- **Supplied information**:
* * * * * * *

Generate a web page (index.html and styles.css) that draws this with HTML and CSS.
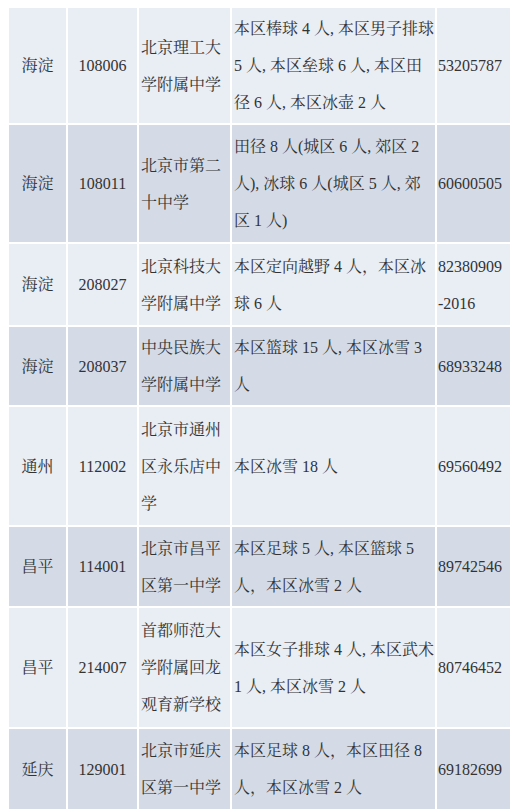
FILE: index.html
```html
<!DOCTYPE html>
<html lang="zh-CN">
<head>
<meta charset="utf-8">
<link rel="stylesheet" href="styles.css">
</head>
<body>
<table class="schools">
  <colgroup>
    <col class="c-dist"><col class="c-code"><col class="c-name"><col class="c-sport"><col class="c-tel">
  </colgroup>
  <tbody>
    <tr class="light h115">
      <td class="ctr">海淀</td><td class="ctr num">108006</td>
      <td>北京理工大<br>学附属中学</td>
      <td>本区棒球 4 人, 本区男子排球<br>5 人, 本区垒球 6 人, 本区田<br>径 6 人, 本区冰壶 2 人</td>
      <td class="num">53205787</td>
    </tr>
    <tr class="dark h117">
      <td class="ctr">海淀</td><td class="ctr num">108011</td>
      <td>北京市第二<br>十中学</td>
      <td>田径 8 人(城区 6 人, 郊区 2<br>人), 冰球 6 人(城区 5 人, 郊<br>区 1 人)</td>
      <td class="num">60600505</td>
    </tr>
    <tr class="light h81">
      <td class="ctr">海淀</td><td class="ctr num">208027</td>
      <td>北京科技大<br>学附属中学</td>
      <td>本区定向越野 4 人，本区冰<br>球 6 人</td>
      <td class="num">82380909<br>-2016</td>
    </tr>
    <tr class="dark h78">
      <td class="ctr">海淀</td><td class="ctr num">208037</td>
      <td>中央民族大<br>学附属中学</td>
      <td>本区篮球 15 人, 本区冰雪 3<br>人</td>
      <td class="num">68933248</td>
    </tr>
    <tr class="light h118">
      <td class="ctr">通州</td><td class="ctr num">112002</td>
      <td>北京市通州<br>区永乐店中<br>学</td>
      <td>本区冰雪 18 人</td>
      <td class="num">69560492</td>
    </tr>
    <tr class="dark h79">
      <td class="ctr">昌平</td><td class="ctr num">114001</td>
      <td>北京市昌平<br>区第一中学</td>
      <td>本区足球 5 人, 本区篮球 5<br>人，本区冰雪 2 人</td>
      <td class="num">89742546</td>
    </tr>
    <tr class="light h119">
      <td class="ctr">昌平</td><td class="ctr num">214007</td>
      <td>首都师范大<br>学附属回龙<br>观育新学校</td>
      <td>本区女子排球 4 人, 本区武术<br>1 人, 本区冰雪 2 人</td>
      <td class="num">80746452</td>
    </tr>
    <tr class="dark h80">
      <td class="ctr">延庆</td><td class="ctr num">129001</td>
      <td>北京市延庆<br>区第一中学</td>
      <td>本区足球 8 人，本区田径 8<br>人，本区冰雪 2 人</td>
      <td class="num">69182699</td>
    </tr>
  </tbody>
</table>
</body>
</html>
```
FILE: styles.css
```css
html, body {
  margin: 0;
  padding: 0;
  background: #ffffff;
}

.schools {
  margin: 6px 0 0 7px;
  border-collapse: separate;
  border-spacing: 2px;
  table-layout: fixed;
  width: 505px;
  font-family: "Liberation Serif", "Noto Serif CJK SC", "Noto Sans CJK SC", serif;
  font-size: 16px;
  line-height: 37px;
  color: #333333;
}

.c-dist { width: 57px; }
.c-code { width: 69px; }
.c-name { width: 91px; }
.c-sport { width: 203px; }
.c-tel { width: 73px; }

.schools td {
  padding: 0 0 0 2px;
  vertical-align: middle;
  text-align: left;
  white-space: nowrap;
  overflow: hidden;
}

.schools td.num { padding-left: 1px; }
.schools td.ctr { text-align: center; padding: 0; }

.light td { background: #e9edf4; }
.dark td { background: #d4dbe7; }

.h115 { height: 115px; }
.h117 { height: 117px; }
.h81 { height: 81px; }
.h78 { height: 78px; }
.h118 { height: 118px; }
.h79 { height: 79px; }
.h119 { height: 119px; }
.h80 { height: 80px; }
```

* * * * * * *

- **Exercise task**: Images in the data above are to be skipped. Retype all other material exactly.

- **Exercise result**:
Generate a web page (index.html and styles.css) that draws this with HTML and CSS.
FILE: index.html
```html
<!DOCTYPE html>
<html lang="zh-CN">
<head>
<meta charset="utf-8">
<link rel="stylesheet" href="styles.css">
</head>
<body>
<table class="schools">
  <colgroup>
    <col class="c-dist"><col class="c-code"><col class="c-name"><col class="c-sport"><col class="c-tel">
  </colgroup>
  <tbody>
    <tr class="light h115">
      <td class="ctr">海淀</td><td class="ctr num">108006</td>
      <td>北京理工大<br>学附属中学</td>
      <td>本区棒球 4 人, 本区男子排球<br>5 人, 本区垒球 6 人, 本区田<br>径 6 人, 本区冰壶 2 人</td>
      <td class="num">53205787</td>
    </tr>
    <tr class="dark h117">
      <td class="ctr">海淀</td><td class="ctr num">108011</td>
      <td>北京市第二<br>十中学</td>
      <td>田径 8 人(城区 6 人, 郊区 2<br>人), 冰球 6 人(城区 5 人, 郊<br>区 1 人)</td>
      <td class="num">60600505</td>
    </tr>
    <tr class="light h81">
      <td class="ctr">海淀</td><td class="ctr num">208027</td>
      <td>北京科技大<br>学附属中学</td>
      <td>本区定向越野 4 人，本区冰<br>球 6 人</td>
      <td class="num">82380909<br>-2016</td>
    </tr>
    <tr class="dark h78">
      <td class="ctr">海淀</td><td class="ctr num">208037</td>
      <td>中央民族大<br>学附属中学</td>
      <td>本区篮球 15 人, 本区冰雪 3<br>人</td>
      <td class="num">68933248</td>
    </tr>
    <tr class="light h118">
      <td class="ctr">通州</td><td class="ctr num">112002</td>
      <td>北京市通州<br>区永乐店中<br>学</td>
      <td>本区冰雪 18 人</td>
      <td class="num">69560492</td>
    </tr>
    <tr class="dark h79">
      <td class="ctr">昌平</td><td class="ctr num">114001</td>
      <td>北京市昌平<br>区第一中学</td>
      <td>本区足球 5 人, 本区篮球 5<br>人，本区冰雪 2 人</td>
      <td class="num">89742546</td>
    </tr>
    <tr class="light h119">
      <td class="ctr">昌平</td><td class="ctr num">214007</td>
      <td>首都师范大<br>学附属回龙<br>观育新学校</td>
      <td>本区女子排球 4 人, 本区武术<br>1 人, 本区冰雪 2 人</td>
      <td class="num">80746452</td>
    </tr>
    <tr class="dark h80">
      <td class="ctr">延庆</td><td class="ctr num">129001</td>
      <td>北京市延庆<br>区第一中学</td>
      <td>本区足球 8 人，本区田径 8<br>人，本区冰雪 2 人</td>
      <td class="num">69182699</td>
    </tr>
  </tbody>
</table>
</body>
</html>
```
FILE: styles.css
```css
html, body {
  margin: 0;
  padding: 0;
  background: #ffffff;
}

.schools {
  margin: 6px 0 0 7px;
  border-collapse: separate;
  border-spacing: 2px;
  table-layout: fixed;
  width: 505px;
  font-family: "Liberation Serif", "Noto Serif CJK SC", "Noto Sans CJK SC", serif;
  font-size: 16px;
  line-height: 37px;
  color: #333333;
}

.c-dist { width: 57px; }
.c-code { width: 69px; }
.c-name { width: 91px; }
.c-sport { width: 203px; }
.c-tel { width: 73px; }

.schools td {
  padding: 0 0 0 2px;
  vertical-align: middle;
  text-align: left;
  white-space: nowrap;
  overflow: hidden;
}

.schools td.num { padding-left: 1px; }
.schools td.ctr { text-align: center; padding: 0; }

.light td { background: #e9edf4; }
.dark td { background: #d4dbe7; }

.h115 { height: 115px; }
.h117 { height: 117px; }
.h81 { height: 81px; }
.h78 { height: 78px; }
.h118 { height: 118px; }
.h79 { height: 79px; }
.h119 { height: 119px; }
.h80 { height: 80px; }
```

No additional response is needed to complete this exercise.